The Florida Department of Transportation has developed Multi-Modal Level-of-Service (LOS) rating systems which evaluate the quality of walking, cycling and public transit travel, taking into account various factors related to convenience, speed and safety. These rating can be used to compare modes, evaluate current conditions, identify problem areas and prioritize potential improvements.

 

 

Policy Evaluation Models

Hensher (2002) developed an integrated urban passenger transport model system for evaluating the travel and environmental impacts of various policy instruments, such as road, parking and fuel pricing; incentives to purchase more efficient and alternative fuel vehicles; improvements to alternative modes; and smart growth land use policies.
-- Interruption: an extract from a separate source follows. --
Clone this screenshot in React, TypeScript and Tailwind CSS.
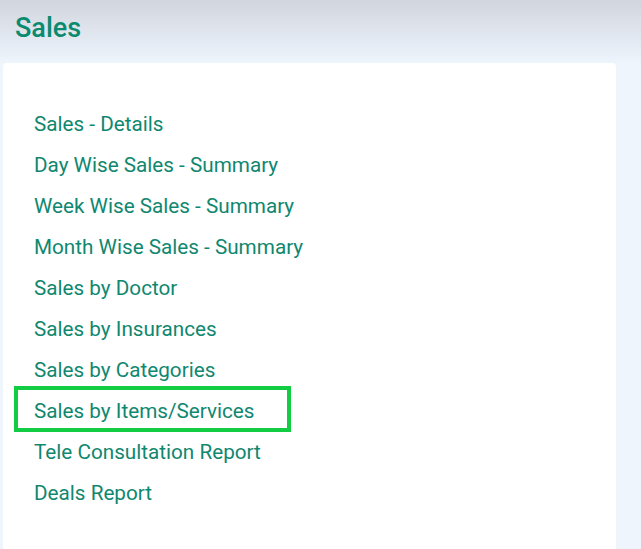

The model system has four integrated modules defining household location and automobile choices, commuter workplace and commuting travel choices, non-commuting travel activity, and employment location. The demand model system, estimated as a set of discrete and continuous choice models, is combined with a set of equilibrating criteria in each of the location, automobile and commuting markets to predict overall demand for passenger travel in various socio-economic segments, automobile classes and geographic locations. The system is applied to Perth (Western Australia) to evaluate policy impacts on greenhouse gas emissions. The model system is embedded within a decision support system to make it an attractive of tool for practitioners.

 

 

TDM Models

Models are available which can predict the travel impacts of a specific Commute Trip Reduction program, taking into account the type of program and worksite. These include the TRIMMS (Trip Reduction Impacts of Mobility Management Strategies) Model (www.nctr.usf.edu/abstracts/abs77704.htm), the CUTR_AVR Model (www.cutr.usf.edu/tdm/download.htm), the Business Benefits Calculator (BBC) (www.commuterchoice.gov) and the Commuter Choice Decision Support Tool (www.ops.fhwa.dot.gov/PrimerDSS/index.htm). See Transportation Elasticities for information on the travel impacts that result from various price changes.

 

 

Prospects (www.lutr.net/cluster.asp?id_cluster=5)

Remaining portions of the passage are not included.